The key requirement of the adhesive is high transparency. The transmission of a 0.5 mm layer is more than 98% in the entire visible spectrum (see Figure 4). The yellowing stability was verified in accelerated sunlight tests.

As the adhesive must be extremely soft, the adhesion values are rather low. Figure 5 shows typical adhesion values in the stud pull test. For this test, two elongated glass plates are bonded to form a cross of an area of 25 x 25 mm2. The plates are then pulled apart vertically to the bonding area. The resulting forces remain constant even after humidity storage and are sufficient for large-area bondings. For a 10.4 in. display, a stud pull force of 0.5 MPa results in a release force of more than 1,600 kg.

Typical refractive indices are around 1.47. This is very close to the values of glass (e.g., quartz glass with 1.46), and typical values of cellulose acetate (triacetate or TAC film) with 1.48. This is the material used as polarization film of the LCD, which is the actual surface to be bonded.
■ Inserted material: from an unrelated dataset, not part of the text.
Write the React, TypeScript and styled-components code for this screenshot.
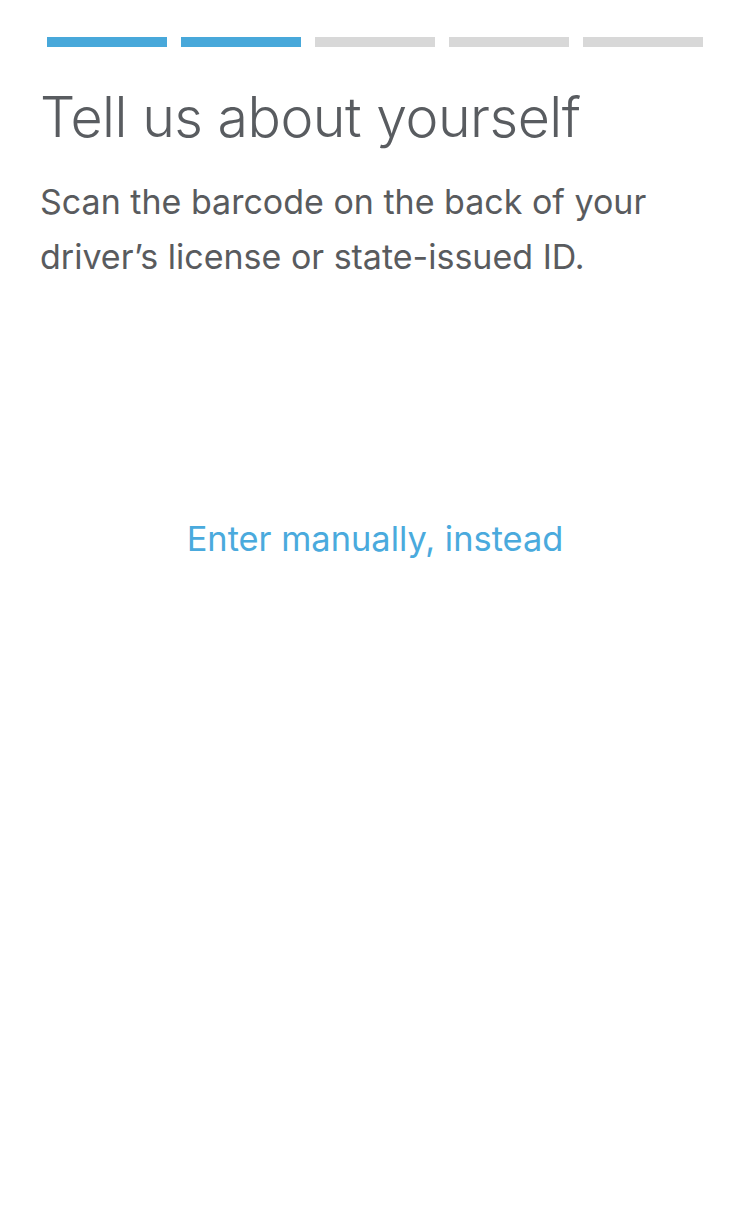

Table 1 shows typical parameters. The first adhesive is a high-viscous material to be used as sealing or dam. Three soft, optically clear adhesives for direct LCD bonding are also listed. The first one is purely light-curing, the second one is dual-curing, and the third one is a dual-curing product with further optimized yellowing resistance. The last adhesive on the right is somewhat harder. It gives improved adhesion to plastic and is suitable for bonding PMMA covers.

A completely new chemistry has been developed with the new adhesives: dual curing by light and humidity. Used in industrial displays and touch panels, the optically transparent, yellowing-resistant and soft materials are ideal for large-area display bonding.